Data shown:
◇ ◇ ◇ ◇ ◇
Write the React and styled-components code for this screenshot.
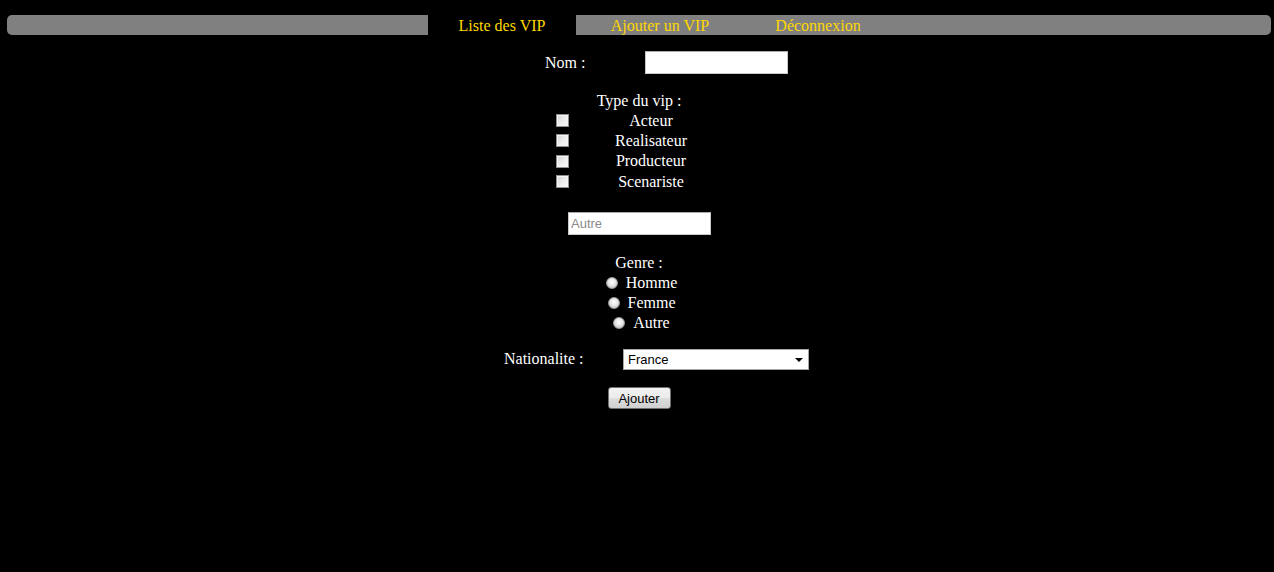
import React from "react";
import styled, { createGlobalStyle } from "styled-components";

const GlobalStyle = createGlobalStyle`
  html, body {
    margin: 0;
    padding: 0;
    background: #000;
  }
  body {
    font-family: "Liberation Serif", "Times New Roman", serif;
    font-size: 16px;
    color: #fff;
  }
`;

const Page = styled.div`
  min-height: 572px;
  padding: 15px 3px 0 7px;
  box-sizing: border-box;
`;

const NavBar = styled.nav`
  height: 20px;
  background: #808080;
  border-radius: 5px;
  display: flex;
  padding-left: 421px;
`;

const Tab = styled.a`
  width: 148px;
  height: 20px;
  box-sizing: border-box;
  margin-right: 10px;
  padding-top: 2px;
  text-align: center;
  line-height: 18px;
  color: #ffd700;
  text-decoration: none;
  cursor: pointer;
  background: ${(p) => (p.$active ? "#000" : "transparent")};
`;

const Form = styled.form`
  display: flex;
  flex-direction: column;
  margin-left: -7px;
  margin-right: -3px;
`;

const Row = styled.div`
  display: flex;
  justify-content: center;
  align-items: center;
  padding-left: ${(p) => p.$shift || 0}px;
  margin-top: ${(p) => p.$top || 0}px;
`;

const Label = styled.label`
  width: ${(p) => p.$width}px;
  line-height: 18.4px;
  padding-top: 1px;
`;

const TextInput = styled.input`
  width: 143px;
  height: 23px;
  box-sizing: border-box;
  border: 1px solid #c8c8c8;
  border-top-color: #a9a9a9;
  background: #fff;
  padding: 1px 2px;
  font-family: "Liberation Sans", Arial, sans-serif;
  font-size: 13px;
  outline: none;
  &::placeholder {
    color: #8a8a8a;
  }
`;

const Heading = styled.div`
  text-align: center;
  line-height: 18.4px;
  padding-left: 4px;
  margin-top: ${(p) => p.$top}px;
`;

const CheckGrid = styled.div`
  display: grid;
  grid-template-columns: 28px 140px;
  grid-auto-rows: 20.4px;
  align-items: center;
  justify-content: center;
`;

const CheckBox = styled.input.attrs({ type: "checkbox" })`
  appearance: none;
  width: 13px;
  height: 13px;
  margin: 0 0 0 3px;
  box-sizing: border-box;
  border: 1px solid #8f8f8f;
  background: linear-gradient(135deg, #d2d2d2 0%, #ececec 50%, #fafafa 100%);
  box-shadow: inset 0 0 0 1px #f4f4f4;
`;

const CheckLabel = styled.span`
  text-align: center;
`;

const RadioList = styled.div`
  display: flex;
  flex-direction: column;
`;

const RadioRow = styled.label`
  height: 20.4px;
  display: flex;
  justify-content: center;
  align-items: center;
  gap: 8px;
  padding-left: 9px;
`;

const Radio = styled.input.attrs({ type: "radio" })`
  appearance: none;
  width: 12px;
  height: 12px;
  margin: 0;
  border-radius: 50%;
  border: 1px solid #9a9a9a;
  box-sizing: border-box;
  background: radial-gradient(circle at 50% 40%, #ffffff 0%, #e6e6e6 45%, #b4b4b4 100%);
`;

const SelectWrap = styled.div`
  position: relative;
  width: 186px;
  height: 21px;
  &::after {
    content: "";
    position: absolute;
    right: 6px;
    top: 9px;
    border-left: 4px solid transparent;
    border-right: 4px solid transparent;
    border-top: 4px solid #000;
    pointer-events: none;
  }
`;

const Select = styled.select`
  appearance: none;
  width: 100%;
  height: 100%;
  box-sizing: border-box;
  border: 1px solid #a5a5a5;
  background: #fff;
  padding: 1px 0 0 4px;
  font-family: "Liberation Sans", Arial, sans-serif;
  font-size: 13px;
  color: #000;
  outline: none;
`;

const Button = styled.button`
  width: 63px;
  height: 22px;
  box-sizing: border-box;
  border: 1px solid #707070;
  border-radius: 3px;
  background: linear-gradient(#f2f2f2 0%, #ebebeb 50%, #dddddd 51%, #cfcfcf 100%);
  font-family: "Liberation Sans", Arial, sans-serif;
  font-size: 13px;
  color: #000;
  padding: 1px 0 0;
`;

const types = ["Acteur", "Realisateur", "Producteur", "Scenariste"];
const genres = ["Homme", "Femme", "Autre"];

function App() {
  return (
    <Page>
      <GlobalStyle />
      <NavBar>
        <Tab $active>Liste des VIP</Tab>
        <Tab>Ajouter un VIP</Tab>
        <Tab>Déconnexion</Tab>
      </NavBar>
      <Form onSubmit={(e) => e.preventDefault()}>
        <Row $shift={59} $top={16}>
          <Label $width={100}>Nom :</Label>
          <TextInput type="text" />
        </Row>

        <Heading $top={18}>Type du vip :</Heading>
        <CheckGrid>
          {types.map((t) => (
            <React.Fragment key={t}>
              <CheckBox />
              <CheckLabel>{t}</CheckLabel>
            </React.Fragment>
          ))}
        </CheckGrid>

        <Row $shift={5} $top={20}>
          <TextInput type="text" placeholder="Autre" />
        </Row>

        <Heading $top={19}>Genre :</Heading>
        <RadioList>
          {genres.map((g) => (
            <RadioRow key={g}>
              <Radio name="genre" />
              {g}
            </RadioRow>
          ))}
        </RadioList>

        <Row $shift={39} $top={15}>
          <Label $width={119}>Nationalite :</Label>
          <SelectWrap>
            <Select defaultValue="France">
              <option>France</option>
            </Select>
          </SelectWrap>
        </Row>

        <Row $shift={4} $top={17}>
          <Button type="submit">Ajouter</Button>
        </Row>
      </Form>
    </Page>
  );
}

export default App;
◇ ◇ ◇ ◇ ◇
Task: Go through the listing above and write it out again exactly, dropping the pictures.

Task solution:
Write the React and styled-components code for this screenshot.
import React from "react";
import styled, { createGlobalStyle } from "styled-components";

const GlobalStyle = createGlobalStyle`
  html, body {
    margin: 0;
    padding: 0;
    background: #000;
  }
  body {
    font-family: "Liberation Serif", "Times New Roman", serif;
    font-size: 16px;
    color: #fff;
  }
`;

const Page = styled.div`
  min-height: 572px;
  padding: 15px 3px 0 7px;
  box-sizing: border-box;
`;

const NavBar = styled.nav`
  height: 20px;
  background: #808080;
  border-radius: 5px;
  display: flex;
  padding-left: 421px;
`;

const Tab = styled.a`
  width: 148px;
  height: 20px;
  box-sizing: border-box;
  margin-right: 10px;
  padding-top: 2px;
  text-align: center;
  line-height: 18px;
  color: #ffd700;
  text-decoration: none;
  cursor: pointer;
  background: ${(p) => (p.$active ? "#000" : "transparent")};
`;

const Form = styled.form`
  display: flex;
  flex-direction: column;
  margin-left: -7px;
  margin-right: -3px;
`;

const Row = styled.div`
  display: flex;
  justify-content: center;
  align-items: center;
  padding-left: ${(p) => p.$shift || 0}px;
  margin-top: ${(p) => p.$top || 0}px;
`;

const Label = styled.label`
  width: ${(p) => p.$width}px;
  line-height: 18.4px;
  padding-top: 1px;
`;

const TextInput = styled.input`
  width: 143px;
  height: 23px;
  box-sizing: border-box;
  border: 1px solid #c8c8c8;
  border-top-color: #a9a9a9;
  background: #fff;
  padding: 1px 2px;
  font-family: "Liberation Sans", Arial, sans-serif;
  font-size: 13px;
  outline: none;
  &::placeholder {
    color: #8a8a8a;
  }
`;

const Heading = styled.div`
  text-align: center;
  line-height: 18.4px;
  padding-left: 4px;
  margin-top: ${(p) => p.$top}px;
`;

const CheckGrid = styled.div`
  display: grid;
  grid-template-columns: 28px 140px;
  grid-auto-rows: 20.4px;
  align-items: center;
  justify-content: center;
`;

const CheckBox = styled.input.attrs({ type: "checkbox" })`
  appearance: none;
  width: 13px;
  height: 13px;
  margin: 0 0 0 3px;
  box-sizing: border-box;
  border: 1px solid #8f8f8f;
  background: linear-gradient(135deg, #d2d2d2 0%, #ececec 50%, #fafafa 100%);
  box-shadow: inset 0 0 0 1px #f4f4f4;
`;

const CheckLabel = styled.span`
  text-align: center;
`;

const RadioList = styled.div`
  display: flex;
  flex-direction: column;
`;

const RadioRow = styled.label`
  height: 20.4px;
  display: flex;
  justify-content: center;
  align-items: center;
  gap: 8px;
  padding-left: 9px;
`;

const Radio = styled.input.attrs({ type: "radio" })`
  appearance: none;
  width: 12px;
  height: 12px;
  margin: 0;
  border-radius: 50%;
  border: 1px solid #9a9a9a;
  box-sizing: border-box;
  background: radial-gradient(circle at 50% 40%, #ffffff 0%, #e6e6e6 45%, #b4b4b4 100%);
`;

const SelectWrap = styled.div`
  position: relative;
  width: 186px;
  height: 21px;
  &::after {
    content: "";
    position: absolute;
    right: 6px;
    top: 9px;
    border-left: 4px solid transparent;
    border-right: 4px solid transparent;
    border-top: 4px solid #000;
    pointer-events: none;
  }
`;

const Select = styled.select`
  appearance: none;
  width: 100%;
  height: 100%;
  box-sizing: border-box;
  border: 1px solid #a5a5a5;
  background: #fff;
  padding: 1px 0 0 4px;
  font-family: "Liberation Sans", Arial, sans-serif;
  font-size: 13px;
  color: #000;
  outline: none;
`;

const Button = styled.button`
  width: 63px;
  height: 22px;
  box-sizing: border-box;
  border: 1px solid #707070;
  border-radius: 3px;
  background: linear-gradient(#f2f2f2 0%, #ebebeb 50%, #dddddd 51%, #cfcfcf 100%);
  font-family: "Liberation Sans", Arial, sans-serif;
  font-size: 13px;
  color: #000;
  padding: 1px 0 0;
`;

const types = ["Acteur", "Realisateur", "Producteur", "Scenariste"];
const genres = ["Homme", "Femme", "Autre"];

function App() {
  return (
    <Page>
      <GlobalStyle />
      <NavBar>
        <Tab $active>Liste des VIP</Tab>
        <Tab>Ajouter un VIP</Tab>
        <Tab>Déconnexion</Tab>
      </NavBar>
      <Form onSubmit={(e) => e.preventDefault()}>
        <Row $shift={59} $top={16}>
          <Label $width={100}>Nom :</Label>
          <TextInput type="text" />
        </Row>

        <Heading $top={18}>Type du vip :</Heading>
        <CheckGrid>
          {types.map((t) => (
            <React.Fragment key={t}>
              <CheckBox />
              <CheckLabel>{t}</CheckLabel>
            </React.Fragment>
          ))}
        </CheckGrid>

        <Row $shift={5} $top={20}>
          <TextInput type="text" placeholder="Autre" />
        </Row>

        <Heading $top={19}>Genre :</Heading>
        <RadioList>
          {genres.map((g) => (
            <RadioRow key={g}>
              <Radio name="genre" />
              {g}
            </RadioRow>
          ))}
        </RadioList>

        <Row $shift={39} $top={15}>
          <Label $width={119}>Nationalite :</Label>
          <SelectWrap>
            <Select defaultValue="France">
              <option>France</option>
            </Select>
          </SelectWrap>
        </Row>

        <Row $shift={4} $top={17}>
          <Button type="submit">Ajouter</Button>
        </Row>
      </Form>
    </Page>
  );
}

export default App;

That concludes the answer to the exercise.